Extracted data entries

● ● ●

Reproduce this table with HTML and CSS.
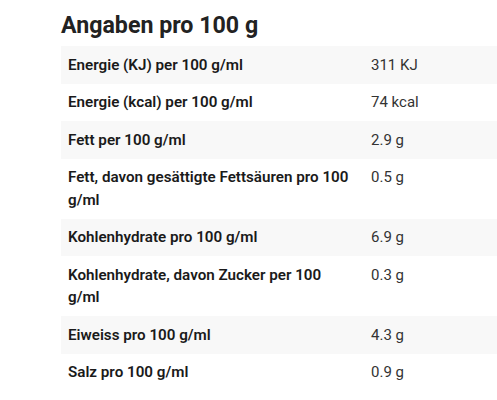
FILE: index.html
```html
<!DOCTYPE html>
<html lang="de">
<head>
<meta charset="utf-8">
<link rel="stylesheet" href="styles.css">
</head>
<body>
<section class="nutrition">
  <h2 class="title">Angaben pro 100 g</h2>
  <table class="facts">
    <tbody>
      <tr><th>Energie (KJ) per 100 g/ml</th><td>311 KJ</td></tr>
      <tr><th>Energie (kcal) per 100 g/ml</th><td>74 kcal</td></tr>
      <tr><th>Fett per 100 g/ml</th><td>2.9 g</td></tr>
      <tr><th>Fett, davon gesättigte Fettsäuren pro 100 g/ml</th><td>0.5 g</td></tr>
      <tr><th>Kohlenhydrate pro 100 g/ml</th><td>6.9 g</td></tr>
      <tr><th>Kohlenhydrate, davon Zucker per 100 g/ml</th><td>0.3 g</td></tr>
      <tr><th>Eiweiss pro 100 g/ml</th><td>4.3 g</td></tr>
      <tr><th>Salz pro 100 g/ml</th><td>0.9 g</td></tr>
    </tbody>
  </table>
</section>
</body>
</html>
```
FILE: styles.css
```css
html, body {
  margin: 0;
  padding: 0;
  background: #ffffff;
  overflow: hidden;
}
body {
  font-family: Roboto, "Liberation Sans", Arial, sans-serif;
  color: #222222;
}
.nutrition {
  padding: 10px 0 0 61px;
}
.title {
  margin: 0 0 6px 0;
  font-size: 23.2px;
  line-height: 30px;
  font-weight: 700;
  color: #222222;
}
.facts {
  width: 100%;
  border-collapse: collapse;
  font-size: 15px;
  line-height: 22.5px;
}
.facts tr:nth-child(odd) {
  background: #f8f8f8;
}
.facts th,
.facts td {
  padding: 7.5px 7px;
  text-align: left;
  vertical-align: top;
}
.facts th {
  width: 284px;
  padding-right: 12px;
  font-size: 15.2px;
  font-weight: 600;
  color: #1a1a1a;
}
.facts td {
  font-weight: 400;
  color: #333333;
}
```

● ● ●

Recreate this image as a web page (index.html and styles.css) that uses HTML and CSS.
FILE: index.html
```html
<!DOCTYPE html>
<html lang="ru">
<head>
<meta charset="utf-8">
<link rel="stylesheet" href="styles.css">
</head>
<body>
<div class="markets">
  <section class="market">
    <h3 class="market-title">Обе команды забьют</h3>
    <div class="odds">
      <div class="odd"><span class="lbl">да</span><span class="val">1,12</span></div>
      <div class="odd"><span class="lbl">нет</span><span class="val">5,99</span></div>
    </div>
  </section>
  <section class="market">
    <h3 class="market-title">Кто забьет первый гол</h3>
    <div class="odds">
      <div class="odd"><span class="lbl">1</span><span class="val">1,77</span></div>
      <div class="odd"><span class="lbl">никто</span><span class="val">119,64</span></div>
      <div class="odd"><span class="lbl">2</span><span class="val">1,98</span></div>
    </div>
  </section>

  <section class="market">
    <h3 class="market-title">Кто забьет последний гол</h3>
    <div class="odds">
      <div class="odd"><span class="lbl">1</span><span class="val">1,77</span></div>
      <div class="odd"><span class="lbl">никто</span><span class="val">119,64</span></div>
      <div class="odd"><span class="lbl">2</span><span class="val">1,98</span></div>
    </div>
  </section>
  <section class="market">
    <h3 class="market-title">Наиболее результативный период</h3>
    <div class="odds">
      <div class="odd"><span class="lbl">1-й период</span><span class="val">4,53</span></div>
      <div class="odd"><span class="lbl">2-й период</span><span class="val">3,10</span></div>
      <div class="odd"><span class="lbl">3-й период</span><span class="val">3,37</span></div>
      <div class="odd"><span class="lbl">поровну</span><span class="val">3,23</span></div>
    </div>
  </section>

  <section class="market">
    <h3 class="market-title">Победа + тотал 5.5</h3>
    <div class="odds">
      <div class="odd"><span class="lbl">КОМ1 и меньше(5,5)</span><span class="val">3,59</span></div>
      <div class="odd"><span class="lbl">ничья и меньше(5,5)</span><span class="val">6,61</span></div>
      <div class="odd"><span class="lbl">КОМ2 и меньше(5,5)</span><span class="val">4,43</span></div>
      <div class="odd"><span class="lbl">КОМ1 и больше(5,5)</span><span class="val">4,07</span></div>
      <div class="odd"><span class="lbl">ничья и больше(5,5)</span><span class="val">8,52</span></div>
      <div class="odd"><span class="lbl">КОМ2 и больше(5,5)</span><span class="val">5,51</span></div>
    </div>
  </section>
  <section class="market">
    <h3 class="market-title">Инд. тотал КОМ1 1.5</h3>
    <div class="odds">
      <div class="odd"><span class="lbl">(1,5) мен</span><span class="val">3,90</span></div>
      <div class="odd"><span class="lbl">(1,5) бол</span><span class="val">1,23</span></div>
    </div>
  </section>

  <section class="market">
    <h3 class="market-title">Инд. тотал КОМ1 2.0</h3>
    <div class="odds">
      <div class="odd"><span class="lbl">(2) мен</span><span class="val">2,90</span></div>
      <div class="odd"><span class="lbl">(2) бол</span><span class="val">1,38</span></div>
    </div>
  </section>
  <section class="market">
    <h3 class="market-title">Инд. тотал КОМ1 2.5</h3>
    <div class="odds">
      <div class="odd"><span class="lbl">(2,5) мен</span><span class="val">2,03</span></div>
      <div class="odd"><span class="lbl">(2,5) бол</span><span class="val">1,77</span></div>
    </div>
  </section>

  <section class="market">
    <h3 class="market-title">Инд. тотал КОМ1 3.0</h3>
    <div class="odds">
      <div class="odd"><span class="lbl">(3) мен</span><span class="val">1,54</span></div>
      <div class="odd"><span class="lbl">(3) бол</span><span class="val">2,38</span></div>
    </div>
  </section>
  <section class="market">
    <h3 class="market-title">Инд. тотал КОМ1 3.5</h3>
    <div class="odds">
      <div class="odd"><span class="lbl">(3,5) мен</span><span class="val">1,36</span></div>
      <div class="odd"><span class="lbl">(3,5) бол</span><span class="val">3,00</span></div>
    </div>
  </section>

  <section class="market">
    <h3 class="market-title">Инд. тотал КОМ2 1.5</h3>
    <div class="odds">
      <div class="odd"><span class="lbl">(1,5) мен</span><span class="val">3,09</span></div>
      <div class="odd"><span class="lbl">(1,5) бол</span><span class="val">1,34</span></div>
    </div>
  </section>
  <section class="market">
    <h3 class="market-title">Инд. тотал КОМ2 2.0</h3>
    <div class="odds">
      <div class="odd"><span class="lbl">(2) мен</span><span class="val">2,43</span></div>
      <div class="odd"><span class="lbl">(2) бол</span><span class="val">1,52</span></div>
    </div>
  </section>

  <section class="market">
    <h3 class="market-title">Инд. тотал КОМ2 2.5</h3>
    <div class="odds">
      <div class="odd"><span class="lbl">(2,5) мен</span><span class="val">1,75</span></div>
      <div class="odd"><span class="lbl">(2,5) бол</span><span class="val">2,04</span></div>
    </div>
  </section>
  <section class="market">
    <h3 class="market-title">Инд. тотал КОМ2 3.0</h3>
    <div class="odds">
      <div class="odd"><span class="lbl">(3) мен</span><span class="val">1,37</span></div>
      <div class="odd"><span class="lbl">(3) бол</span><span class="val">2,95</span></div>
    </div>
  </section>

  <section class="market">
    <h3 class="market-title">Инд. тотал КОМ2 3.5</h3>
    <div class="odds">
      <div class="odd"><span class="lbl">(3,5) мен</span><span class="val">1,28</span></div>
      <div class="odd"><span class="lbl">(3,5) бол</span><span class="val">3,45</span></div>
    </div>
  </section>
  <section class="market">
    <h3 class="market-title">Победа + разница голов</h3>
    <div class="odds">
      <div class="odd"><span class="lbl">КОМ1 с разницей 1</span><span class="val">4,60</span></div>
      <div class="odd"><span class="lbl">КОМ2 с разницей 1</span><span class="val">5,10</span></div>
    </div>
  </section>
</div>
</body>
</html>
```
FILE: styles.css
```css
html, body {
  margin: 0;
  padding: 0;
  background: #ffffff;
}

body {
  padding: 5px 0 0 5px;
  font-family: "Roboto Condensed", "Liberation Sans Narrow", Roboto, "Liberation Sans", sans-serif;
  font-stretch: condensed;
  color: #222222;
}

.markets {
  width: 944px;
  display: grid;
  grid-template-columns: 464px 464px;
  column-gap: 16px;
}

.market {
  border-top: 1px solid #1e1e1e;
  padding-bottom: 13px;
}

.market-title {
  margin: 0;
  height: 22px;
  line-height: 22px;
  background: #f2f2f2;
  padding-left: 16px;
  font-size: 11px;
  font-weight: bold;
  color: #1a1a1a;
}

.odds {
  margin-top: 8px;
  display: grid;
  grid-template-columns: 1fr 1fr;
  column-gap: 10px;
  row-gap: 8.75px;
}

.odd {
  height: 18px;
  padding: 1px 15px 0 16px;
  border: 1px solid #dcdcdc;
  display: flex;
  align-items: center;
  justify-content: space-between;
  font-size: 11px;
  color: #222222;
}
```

● ● ●

§ Goal
Your task is to list each line of the records with the word "this".

§ Result below
Reproduce this table with HTML and CSS.
Recreate this image as a web page (index.html and styles.css) that uses HTML and CSS.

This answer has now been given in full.